Katie Warwick, Partner at insights agency Hall & Partners, examines how we got here. From demand for short term performance metrics, through the availability of fast and simplistic one number scores and traditional rational persuasion models, creativity is being stifled, hindering innovation and long-term brand growth.

As marketers drive faster down the road to delivering short term results, creativity has become roadkill.

The mere mention of pre-testing can make even the most confident of creatives break out in sweat. It is perceived as a high-stakes exercise where creative ideas subject to pass or fail verdicts based on consumer feedback.

For decades researchers have felt the sting of blame. Yet the reality is more nuanced. Too often, pre-tests adopt a ‘one-size’ fits all approach based on algorithms, one number black box scores, and rational persuasion models that too often stifle innovation, hinder creativity and effectiveness.

It is time to reframe pre-testing as an opportunity for iterative learning rather than a judgment day for creativity. If we can do this, we can allow creativity to flourish in a way that will have a profound impact on long-term brand growth.

To get the best out of measuring the effectiveness of campaigns we must:

Fight to give consumers a seat at the table

Incorporating consumer insights into creative development is essential.

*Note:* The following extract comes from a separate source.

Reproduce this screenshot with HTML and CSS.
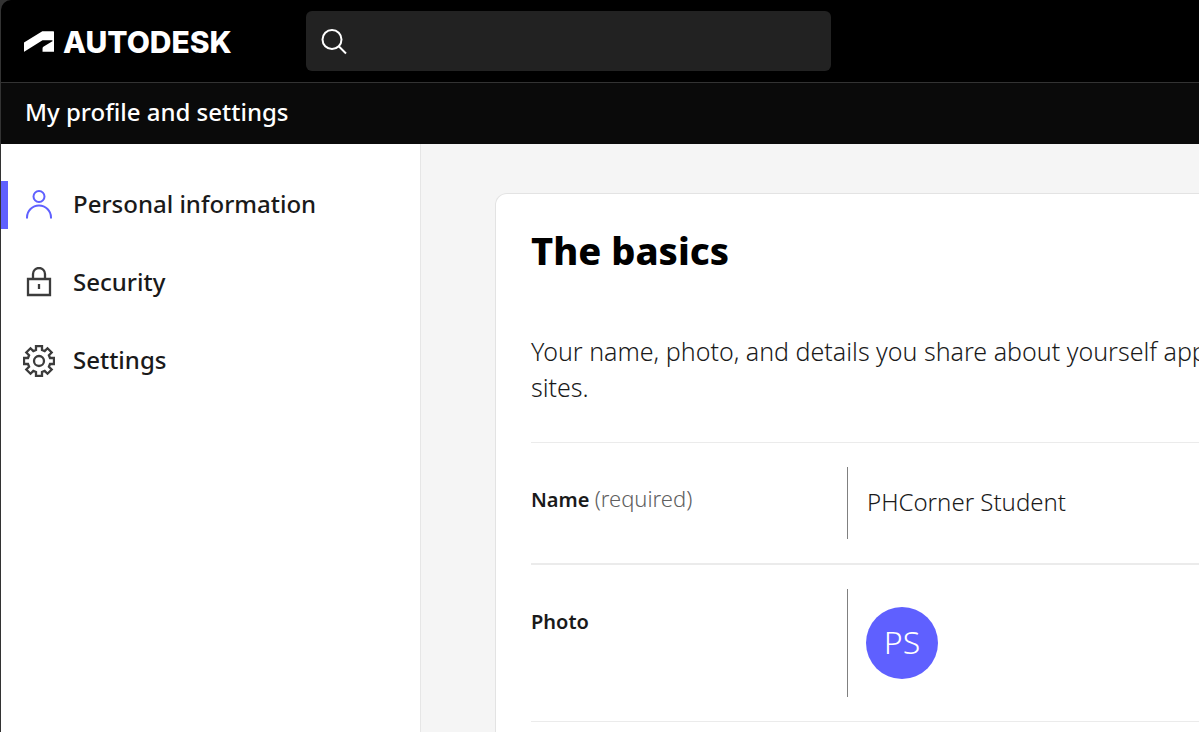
FILE: index.html
```html
<!DOCTYPE html>
<html lang="en">
<head>
    <meta charset="UTF-8">
    <meta name="viewport" content="width=device-width, initial-scale=1.0">
    <title>My profile and settings</title>
    <link rel="stylesheet" href="styles.css">
</head>
<body>
    <header class="topbar">
        <a class="logo" href="#">
            <svg class="logo-mark" viewBox="0 3.8 24 16.4" aria-hidden="true">
                <path fill="#fff" d="m.129 20.202 14.7-9.136h7.625c.235 0 .445.188.445.445 0 .21-.092.305-.21.375l-7.222 4.323c-.47.283-.633.845-.633 1.265l-.008 2.725H24V4.362a.561.561 0 0 0-.585-.562h-8.752L0 12.893V20.2h.129z"/>
            </svg>
            <span>AUTODESK</span>
        </a>
        <form class="search">
            <label for="search">
                <svg viewBox="0 0 28 28" role="img" aria-label="Search">
                    <circle cx="12" cy="12.5" r="9.5"/>
                    <path d="M19 19.5l7 7"/>
                </svg>
            </label>
            <input type="search" id="search">
        </form>
    </header>
    <div class="subbar">My profile and settings</div>

    <div class="page">
        <nav class="sidebar">
            <a class="nav-item active" href="#">
                <svg viewBox="0 0 32 32" aria-hidden="true">
                    <circle cx="16" cy="7.5" r="5.5"/>
                    <path d="M4 29.5v-1a12 12 0 0 1 24 0v1"/>
                </svg>
                <span>Personal information</span>
            </a>
            <a class="nav-item" href="#">
                <svg viewBox="0 0 32 32" aria-hidden="true">
                    <path d="M5 12h22v16H5z"/>
                    <path d="M10 12V7a6 6 0 0 1 12 0v5"/>
                    <path d="M16 17v5"/>
                </svg>
                <span>Security</span>
            </a>
            <a class="nav-item" href="#">
                <svg viewBox="0 0 32 32" aria-hidden="true">
                    <path d="M13 5V1h6v4l2.7 1.1 2.8-2.8 4.2 4.2-2.8 2.8L27 13h4v6h-4l-1.1 2.7 2.8 2.8-4.2 4.2-2.8-2.8L19 27v4h-6v-4l-2.7-1.1-2.8 2.8-4.2-4.2 2.8-2.8L5 19H1v-6h4l1.1-2.7-2.8-2.8 4.2-4.2 2.8 2.8z"/>
                    <circle cx="16" cy="16" r="5"/>
                </svg>
                <span>Settings</span>
            </a>
        </nav>

        <main class="content">
            <section class="card">
                <h1>The basics</h1>
                <p>Your name, photo, and details you share about yourself app<br>sites.</p>
                <dl>
                    <div class="row">
                        <dt>Name <span class="hint">(required)</span></dt>
                        <dd>PHCorner Student</dd>
                    </div>
                    <div class="row">
                        <dt>Photo</dt>
                        <dd class="photo"><span class="avatar">PS</span></dd>
                    </div>
                </dl>
            </section>
        </main>
    </div>
</body>
</html>
```
FILE: styles.css
```css
* {
    box-sizing: border-box;
}

body {
    margin: 0;
    min-height: 100vh;
    display: flex;
    flex-direction: column;
    border-left: 1px solid #333;
    background-color: #333;
    font-family: "Noto Sans", "Open Sans", sans-serif;
    font-size: 24px;
    color: #1a1a1a;
    overflow: hidden;
}

a {
    color: inherit;
    text-decoration: none;
}

.topbar {
    display: flex;
    align-items: center;
    gap: 72px;
    padding: 11px 24px 11px 23px;
    border-bottom: 1px solid #333;
    border-top-left-radius: 10px;
    background-color: #000;
}

.logo {
    display: flex;
    align-items: center;
    gap: 9px;
    width: 210px;
    padding-top: 1px;
    color: #fff;
    font-family: Inter, sans-serif;
    font-size: 30px;
    font-weight: 800;
    line-height: 36px;
}

.logo-mark {
    flex: none;
    width: 30px;
    height: 21px;
}

.search {
    display: flex;
    align-items: center;
    flex: 0 1 525px;
    height: 60px;
    padding: 0 14px;
    border-radius: 6px;
    background-color: #222;
}

.search svg {
    display: block;
    width: 28px;
    height: 28px;
    fill: none;
    stroke: #fff;
    stroke-width: 2;
}

.search input {
    flex: 1;
    min-width: 0;
    padding: 0 12px;
    border: none;
    outline: none;
    background: none;
    color: #fff;
    font: inherit;
}

.subbar {
    padding: 11px 24px 14px;
    background-color: #0a0a0a;
    color: #fff;
    font-weight: 500;
    line-height: 36px;
}

.page {
    flex: 1;
    display: flex;
    background-color: #f5f5f5;
}

.sidebar {
    flex: none;
    display: flex;
    flex-direction: column;
    gap: 30px;
    width: 420px;
    padding-top: 37px;
    border-right: 1px solid #e6e6e6;
    background-color: #fff;
}

.nav-item {
    display: flex;
    align-items: center;
    gap: 18px;
    height: 48px;
    padding-left: 15px;
    border-left: 7px solid transparent;
    font-weight: 500;
}

.nav-item span {
    padding-bottom: 3px;
}

.nav-item.active {
    border-left-color: #5f60ff;
}

.nav-item svg {
    width: 32px;
    height: 32px;
    fill: none;
    stroke: #3c3c3c;
    stroke-width: 2.3;
}

.nav-item.active svg {
    stroke: #5f60ff;
    stroke-width: 2;
}

.content {
    flex: 1;
    min-width: 0;
    display: flex;
    padding: 49px 0 0 74px;
    overflow: hidden;
}

/* the card runs past the right edge of the window */
.card {
    flex: 1 0 960px;
    padding: 32px 35px 0;
    border: 1px solid #e3e3e3;
    border-bottom: none;
    border-radius: 12px 12px 0 0;
    background-color: #fff;
}

h1 {
    margin: 0 0 59px;
    color: #000;
    font-size: 38px;
    font-weight: 800;
    line-height: 48px;
}

p {
    margin: 0 0 37px;
    font-size: 25px;
    font-weight: 300;
    line-height: 36px;
}

dl {
    margin: 0;
    border-top: 1px solid #ebebeb;
}

.row {
    display: grid;
    grid-template-columns: 316px 1fr;
    padding: 24px 0;
    border-bottom: 2px solid #ebebeb;
}

.row:last-child {
    border-bottom-width: 1px;
}

dt {
    padding-top: 15px;
    font-size: 20px;
    font-weight: 600;
    line-height: 36px;
}

.hint {
    color: #606060;
    font-size: 22px;
    font-weight: 300;
    line-height: 24px;
}

dd {
    margin: 0;
    padding: 17px 19px 19px;
    border-left: 1px solid #808080;
    font-weight: 300;
    line-height: 36px;
}

.photo {
    padding: 18px;
}

.avatar {
    display: flex;
    align-items: center;
    justify-content: center;
    width: 72px;
    height: 72px;
    padding-bottom: 2px;
    border-radius: 50%;
    background-color: #5f60ff;
    color: #fff;
    font-size: 32px;
}
```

They balance the perspectives of creative teams, the business and other stakeholders, providing a diverse and ‘real world’ view that can act as a guide for how their audiences are engaging with the brand communication.

The Ehrenberg-Bass Institute’s research emphasises the importance of consumer insights to help marketers understand how advertising contributes to brand perceptions and loyalty. This underscores the importance of consumer input in predicting advertising effectiveness accurately. At the same time the research acknowledges that non-traditional pre-testing methods offer promise.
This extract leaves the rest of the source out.